2. Misapplying the Steady-Flow Energy Equation: A common error is incorrectly identifying work and heat transfer signs for each device. Remember the standard sign convention: work into the system (pump) is negative in the general equation but is often taken as a positive input value in cycle analysis, as shown in the formulas above. Heat into the system (boiler) is positive.
3. Neglecting the Pump Work: While small, pump work is not zero. Omitting it simplifies calculations but gives a slightly inflated efficiency value. For precise analysis, especially when comparing cycle modifications, it must be included.
4. Overlooking the Critical Role of the Condenser: Students sometimes focus solely on the boiler and turbine. However, the condenser's ability to maintain a very low pressure is what creates the large pressure ratio across the turbine, which is the primary driver of work output. The condenser pressure is typically dictated by the temperature of the available cooling water.

Summary

• The basic, ideal Rankine cycle consists of four processes: isentropic compression (pump), constant-pressure heat addition (boiler), isentropic expansion (turbine), and constant-pressure heat rejection (condenser).

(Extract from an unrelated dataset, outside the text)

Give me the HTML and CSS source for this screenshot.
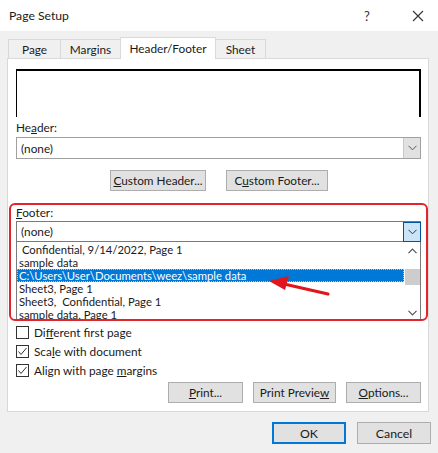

• It serves as the fundamental model for steam power plants, establishing the theoretical baseline for thermal efficiency calculations using enthalpy values from steam tables or property software.
• The working fluid, water, undergoes a phase change, and the cycle's performance is heavily influenced by the boiler pressure (higher increases efficiency) and condenser pressure (lower increases efficiency).
• Key assumptions of the ideal cycle include isentropic pump and turbine operation, no pressure drops, and only necessary heat transfers at the boiler and condenser.
• The net work output is the turbine work minus the much smaller pump work, and the back work ratio is characteristically very low for vapor power cycles.
• Mastering this basic configuration is the essential first step before analyzing efficiency-enhancing modifications like reheat, regeneration, and supercritical cycles.